Efficient Large-Scale Traffic Forecasting with Transformers: A Spatial Data Management Perspective
Yuchen Fang, Yuxuan Liang, Bo Hui, Zezhi Shao, Liwei Deng, Xu Liu, Xinke Jiang, Kai Zheng
TL;DR
PatchSTG tackles large-scale traffic forecasting by addressing the quadratic cost of dynamic spatial modeling with an irregular patching strategy guided by a leaf KDTree. It combines spatio-temporal embedding, patch-based attention (depth for local, breadth for global), and a projection decoder to deliver efficient yet faithful spatial forecasting. Key contributions include the novel leaf KDTree-based patching, a dual attention encoder that preserves interpretability, and empirical results showing state-of-the-art accuracy with substantial speed and memory improvements on four large-scale datasets. The approach offers practical impact for city-scale traffic management by enabling fast, scalable, and interpretable spatio-temporal forecasting.
Abstract
Road traffic forecasting is crucial in real-world intelligent transportation scenarios like traffic dispatching and path planning in city management and personal traveling. Spatio-temporal graph neural networks (STGNNs) stand out as the mainstream solution in this task. Nevertheless, the quadratic complexity of remarkable dynamic spatial modeling-based STGNNs has become the bottleneck over large-scale traffic data. From the spatial data management perspective, we present a novel Transformer framework called PatchSTG to efficiently and dynamically model spatial dependencies for large-scale traffic forecasting with interpretability and fidelity.
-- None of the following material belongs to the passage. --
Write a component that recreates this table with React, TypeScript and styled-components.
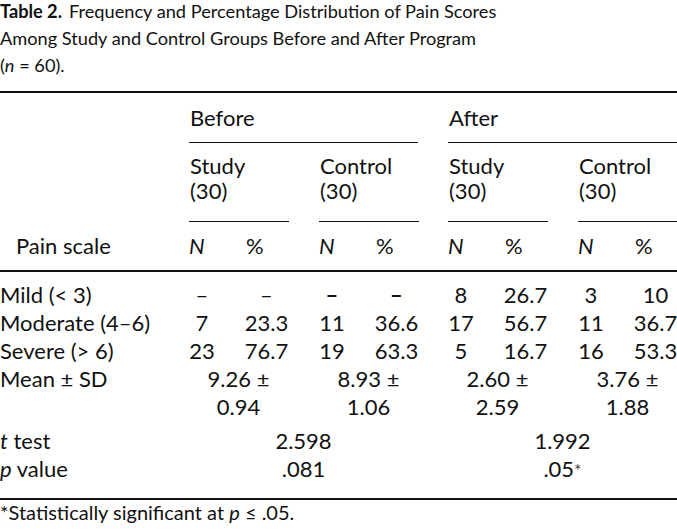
import React from 'react';
import styled, { createGlobalStyle } from 'styled-components';

const COLS = '189px 130px 129px 130px 99px';
const INK = '#111111';

const Global = createGlobalStyle`
  html, body { margin: 0; padding: 0; background: #ffffff; }
  body { font-family: Lato, "Open Sans", "DejaVu Sans", sans-serif; color: ${INK}; }
`;

const Page = styled.div`
  width: 677px;
  height: 530px;
  overflow: hidden;
  font-size: 22px;
`;

const Caption = styled.p`
  margin: -2px 0 12px;
  font-size: 18.2px;
  line-height: 27px;
`;

const CaptionLabel = styled.b`
  font-weight: 700;
  margin-right: 7px;
`;

const Table = styled.div`
  border-top: 2px solid ${INK};
  border-bottom: 2px solid ${INK};
`;

const Grid = styled.div`
  display: grid;
  grid-template-columns: ${COLS};
`;

const SpanHead = styled.div<{ $col: number; $gap: number }>`
  grid-column: ${(p) => p.$col} / span 2;
  margin-right: ${(p) => p.$gap}px;
  padding: 11px 0 11px 1px;
  line-height: 27px;
  border-bottom: 1px solid ${INK};
`;

const GroupHead = styled.div<{ $col: number }>`
  grid-column: ${(p) => p.$col};
  width: 99px;
  padding: 10px 0 18px 1px;
  line-height: 25px;
  border-bottom: 1px solid ${INK};
`;

const ScaleRow = styled(Grid)`
  border-bottom: 2px solid ${INK};
  padding: 10px 0 11px;
  line-height: 27px;
`;

const ScaleLabel = styled.div`
  padding-left: 16px;
`;

const Pair = styled.div`
  display: grid;
  grid-template-columns: 26px 31px 41px;
`;

const Cell = styled.span<{ $slot: 'n' | 'pct'; $head?: boolean; $bold?: boolean }>`
  grid-column: ${(p) => (p.$slot === 'n' ? 1 : 3)};
  display: flex;
  justify-content: ${(p) => (p.$head ? 'flex-start' : 'center')};
  white-space: nowrap;
  font-style: ${(p) => (p.$head && p.$slot === 'n' ? 'italic' : 'normal')};
  font-weight: ${(p) => (p.$bold ? 700 : 400)};
`;

const Body = styled.div`
  padding: 9px 0 13px;
`;

const BodyRow = styled(Grid)<{ $gapTop?: number }>`
  line-height: 28px;
  margin-top: ${(p) => p.$gapTop ?? 0}px;
`;

const RowLabel = styled.div`
  white-space: nowrap;
`;

const Spread = styled.div<{ $col: number; $span: number; $width: number }>`
  grid-column: ${(p) => p.$col} / span ${(p) => p.$span};
  width: ${(p) => p.$width}px;
  text-align: center;
  white-space: nowrap;
`;

const Star = styled.span`
  font-size: 0.8em;
  color: #444;
`;

const Footnote = styled.p`
  margin: 0;
  font-size: 20px;
  line-height: 24px;
`;

type Pct = { n: string; p: string; bold?: boolean };

const rows: { label: string; groups: Pct[] }[] = [
  {
    label: 'Mild (< 3)',
    groups: [
      { n: '–', p: '–' },
      { n: '–', p: '–', bold: true },
      { n: '8', p: '26.7' },
      { n: '3', p: '10' },
    ],
  },
  {
    label: 'Moderate (4–6)',
    groups: [
      { n: '7', p: '23.3' },
      { n: '11', p: '36.6' },
      { n: '17', p: '56.7' },
      { n: '11', p: '36.7' },
    ],
  },
  {
    label: 'Severe (> 6)',
    groups: [
      { n: '23', p: '76.7' },
      { n: '19', p: '63.3' },
      { n: '5', p: '16.7' },
      { n: '16', p: '53.3' },
    ],
  },
];

const means = [
  ['9.26 ±', '0.94'],
  ['8.93 ±', '1.06'],
  ['2.60 ±', '2.59'],
  ['3.76 ±', '1.88'],
];

const groupHeads = ['Study', 'Control', 'Study', 'Control'];

export default function App() {
  return (
    <Page>
      <Global />
      <Caption>
        <CaptionLabel>Table 2.</CaptionLabel>Frequency and Percentage Distribution of Pain Scores
        <br />
        Among Study and Control Groups Before and After Program
        <br />(<i>n</i> = 60).
      </Caption>
      <Table>
        <Grid>
          <div />
          <SpanHead $col={2} $gap={30}>Before</SpanHead>
          <SpanHead $col={4} $gap={0}>After</SpanHead>
        </Grid>
        <Grid>
          <div />
          {groupHeads.map((g, i) => (
            <GroupHead key={i} $col={i + 2}>
              {g}
              <br />
              (30)
            </GroupHead>
          ))}
        </Grid>
        <ScaleRow>
          <ScaleLabel>Pain scale</ScaleLabel>
          {groupHeads.map((_, i) => (
            <Pair key={i}>
              <Cell $slot="n" $head>N</Cell>
              <Cell $slot="pct" $head>%</Cell>
            </Pair>
          ))}
        </ScaleRow>
        <Body>
          {rows.map((r) => (
            <BodyRow key={r.label}>
              <RowLabel>{r.label}</RowLabel>
              {r.groups.map((g, i) => (
                <Pair key={i}>
                  <Cell $slot="n" $bold={g.bold}>{g.n}</Cell>
                  <Cell $slot="pct" $bold={g.bold}>{g.p}</Cell>
                </Pair>
              ))}
            </BodyRow>
          ))}
          <BodyRow>
            <RowLabel>Mean ± SD</RowLabel>
            {means.map((m, i) => (
              <Spread key={i} $col={i + 2} $span={1} $width={99}>
                {m[0]}
                <br />
                {m[1]}
              </Spread>
            ))}
          </BodyRow>
          <BodyRow $gapTop={6}>
            <RowLabel>
              <i>t</i> test
            </RowLabel>
            <Spread $col={2} $span={2} $width={229}>2.598</Spread>
            <Spread $col={4} $span={2} $width={229}>1.992</Spread>
          </BodyRow>
          <BodyRow>
            <RowLabel>
              <i>p</i> value
            </RowLabel>
            <Spread $col={2} $span={2} $width={229}>.081</Spread>
            <Spread $col={4} $span={2} $width={229}>
              .05<Star>*</Star>
            </Spread>
          </BodyRow>
        </Body>
      </Table>
      <Footnote>
        *Statistically significant at <i>p</i> ≤ .05.
      </Footnote>
    </Page>
  );
}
Specifically, we design a novel irregular spatial patching to reduce the number of points involved in the dynamic calculation of Transformer. The irregular spatial patching first utilizes the leaf K-dimensional tree (KDTree) to recursively partition irregularly distributed traffic points into leaf nodes with a small capacity, and then merges leaf nodes belonging to the same subtree into occupancy-equaled and non-overlapped patches through padding and backtracking. Based on the patched data, depth and breadth attention are used interchangeably in the encoder to dynamically learn local and global spatial knowledge from points in a patch and points with the same index of patches. Experimental results on four real world large-scale traffic datasets show that our PatchSTG achieves train speed and memory utilization improvements up to $10\times$ and $4\times$ with the state-of-the-art performance.